Satellite-based estimation of soil organic carbon in Portuguese grasslands

Abstract

Introduction: Soil organic carbon (SOC) sequestration is one of the main ecosystem services provided by well-managed grasslands. In the Mediterranean region, sown biodiverse pastures (SBP) rich in legumes are a nature-based, innovative, and economically competitive livestock production system. As a co-benefit of increased yield, they also contribute to carbon sequestration through SOC accumulation. However, SOC monitoring in SBP require time-consuming and costly field work. Methods: In this study, we propose an expedited and cost-effective indirect method to estimate SOC content.

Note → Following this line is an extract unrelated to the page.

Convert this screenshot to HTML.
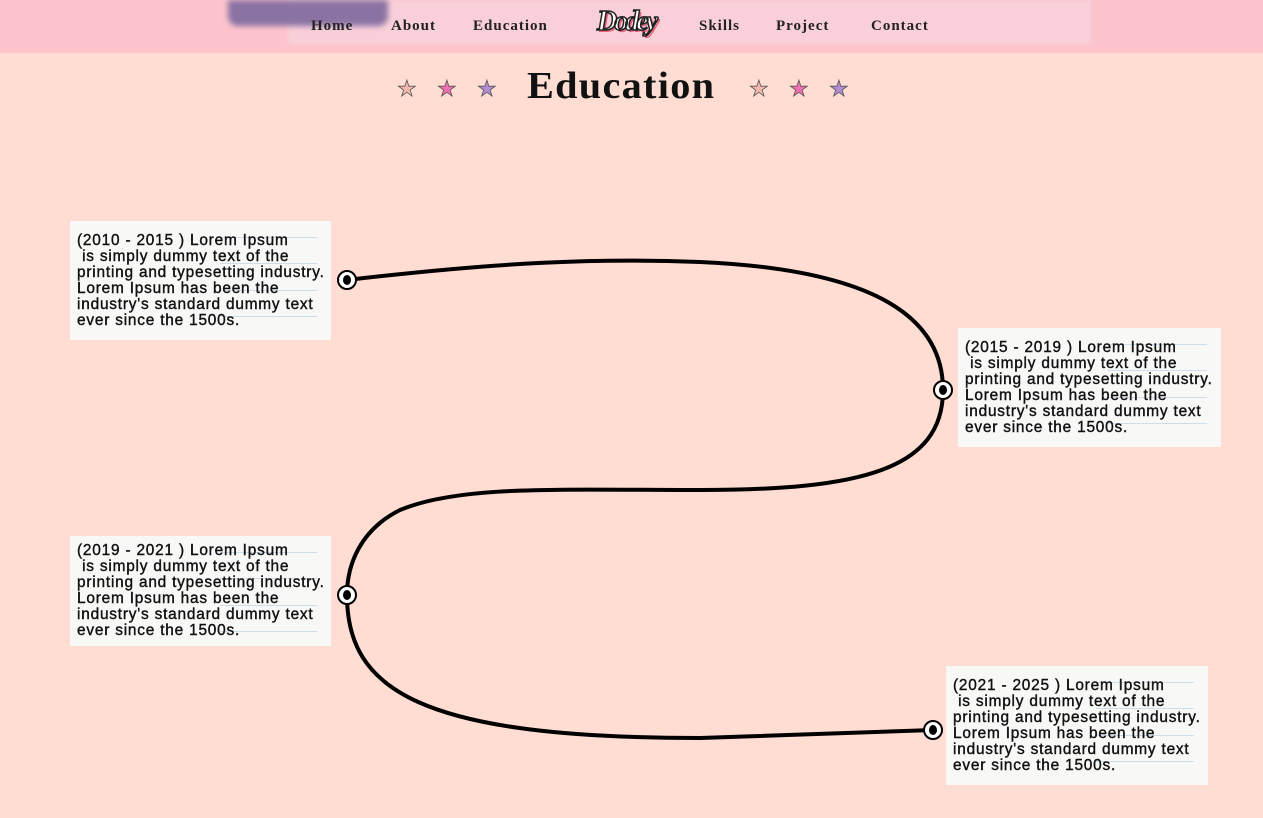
<!DOCTYPE html>
<html><head><meta charset="utf-8"><style>
*{margin:0;padding:0;box-sizing:border-box}
body{width:1263px;height:818px;background:#ffddd3;position:relative;overflow:hidden;font-family:"Liberation Sans",sans-serif}
.hdr{position:absolute;left:0;top:0;width:1263px;height:53px;background:#fdc4cc}
.panel{position:absolute;left:288px;top:0;width:803px;height:44px;background:#f9d0da;filter:blur(2px)}
.fig{position:absolute;left:228px;top:0;width:160px;height:26px;background:#8a72a3;filter:blur(3px);border-radius:0 0 10px 10px}
.nav{position:absolute;top:18px;font-size:15px;color:#222;letter-spacing:1px;font-family:"Liberation Serif",serif;font-weight:bold}
.logo{position:absolute;left:597px;top:6px;font:italic bold 28px "Liberation Serif",serif;color:#fff;-webkit-text-stroke:1.5px #222;text-shadow:2px 2px 0 #e8607c;letter-spacing:-3px}
h1{position:absolute;left:527px;top:64px;font:bold 38px "Liberation Serif",serif;color:#111;letter-spacing:1.2px;transform:scaleX(1.06);transform-origin:left}
.star{position:absolute;top:76px;font-size:22px;-webkit-text-stroke:0.8px #555}
.box{position:absolute;background:#f8f8f7;padding:12px 4px 0 7px;font-size:15.4px;line-height:16px;color:#111;white-space:pre;font-family:"Liberation Sans",sans-serif;letter-spacing:0.8px;-webkit-text-stroke:0.4px #111}
.box span{position:relative}
.box i{position:absolute;height:1px;background:#cfdceb;left:150px;right:14px}
</style></head><body>
<div class="hdr"></div>
<div class="panel"></div>
<div class="fig"></div>
<div class="nav" style="left:311px">Home</div>
<div class="nav" style="left:391px">About</div>
<div class="nav" style="left:473px">Education</div>
<div class="logo">Dodey</div>
<div class="nav" style="left:699px">Skills</div>
<div class="nav" style="left:776px">Project</div>
<div class="nav" style="left:871px">Contact</div>
<h1>Education</h1>
<div class="star" style="left:397px;color:#f6b8ac">★</div>
<div class="star" style="left:437px;color:#f26fb0">★</div>
<div class="star" style="left:477px;color:#b58ad0">★</div>
<div class="star" style="left:749px;color:#f6b8ac">★</div>
<div class="star" style="left:789px;color:#f26fb0">★</div>
<div class="star" style="left:829px;color:#b58ad0">★</div>
<svg width="1263" height="818" style="position:absolute;left:0;top:0">
<path d="M347,280 C500,262 600,258 700,262 C880,270 943,320 943,390 C943,470 860,490 700,490 C560,490 460,485 400,510 C360,530 347,565 347,595 C347,690 420,738 700,738 L933,730" fill="none" stroke="#000" stroke-width="4"/>
<g fill="#fff" stroke="#000" stroke-width="2">
<circle cx="347" cy="280" r="9"/><circle cx="943" cy="390" r="9"/><circle cx="347" cy="595" r="9"/><circle cx="933" cy="730" r="9"/></g>
<g fill="#000"><ellipse cx="347" cy="280" rx="4" ry="5"/><ellipse cx="943" cy="390" rx="4" ry="5"/><ellipse cx="347" cy="595" rx="4" ry="5"/><ellipse cx="933" cy="730" rx="4" ry="5"/></g>
</svg>
<div class="box" style="left:70px;top:221px;width:261px;height:119px"><i style="top:16px"></i><i style="top:42px"></i><i style="top:69px"></i><i style="top:95px"></i><span>(2010 - 2015 ) Lorem Ipsum
 is simply dummy text of the
printing and typesetting industry.
Lorem Ipsum has been the
industry's standard dummy text
ever since the 1500s.</span></div>
<div class="box" style="left:958px;top:328px;width:263px;height:119px"><i style="top:16px"></i><i style="top:42px"></i><i style="top:69px"></i><i style="top:95px"></i><span>(2015 - 2019 ) Lorem Ipsum
 is simply dummy text of the
printing and typesetting industry.
Lorem Ipsum has been the
industry's standard dummy text
ever since the 1500s.</span></div>
<div class="box" style="left:70px;top:536px;width:261px;height:110px;padding-top:7px"><i style="top:16px"></i><i style="top:42px"></i><i style="top:69px"></i><i style="top:95px"></i><span>(2019 - 2021 ) Lorem Ipsum
 is simply dummy text of the
printing and typesetting industry.
Lorem Ipsum has been the
industry's standard dummy text
ever since the 1500s.</span></div>
<div class="box" style="left:946px;top:666px;width:262px;height:119px"><i style="top:16px"></i><i style="top:42px"></i><i style="top:69px"></i><i style="top:95px"></i><span>(2021 - 2025 ) Lorem Ipsum
 is simply dummy text of the
printing and typesetting industry.
Lorem Ipsum has been the
industry's standard dummy text
ever since the 1500s.</span></div>
</body></html>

In this study, we developed models for estimating SOC concentration by combining remote sensing (RS) and machine learning (ML) approaches. We used field-measured data collected from nine different farms during four production years (between 2017 and 2021). We utilized RS data from both Sentinel-1 and Sentinel-2, including reflectance bands and vegetation indices. We also used other covariates such as climatic, soil, and terrain variables, for a total of 49 inputs. To reduce multicollinearity problems between the different variables, we performed feature selection using the sequential feature selection approach. We then estimated SOC content using both the complete dataset and the selected features. Multiple ML methods were tested and compared, including multiple linear regression (MLR), random forests (RF), extreme gradient boosting (XGB), and artificial neural networks (ANN). We used a random cross-validation approach (with 10 folds). To find the hyperparameters that led to the best performance, we used a Bayesian optimization approach. Results: Results showed that the XGB method led to higher estimation accuracy than the other methods, and the estimation performance was not significantly influenced by the feature selection approach. For XGB, the average root mean square error (RMSE), measured on the test set among all folds, was 2.78 g kg−1 (r2 equal to 0.68) without feature selection, and 2.77 g kg−1 (r2 equal to 0.68) with feature selection (average SOC content is 13 g kg−1 ). The models were applied to obtain SOC content maps for all farms.Discussion: This work demonstrated that combining RS and ML can help obtain quick estimations of SOC content to assist with SBP management.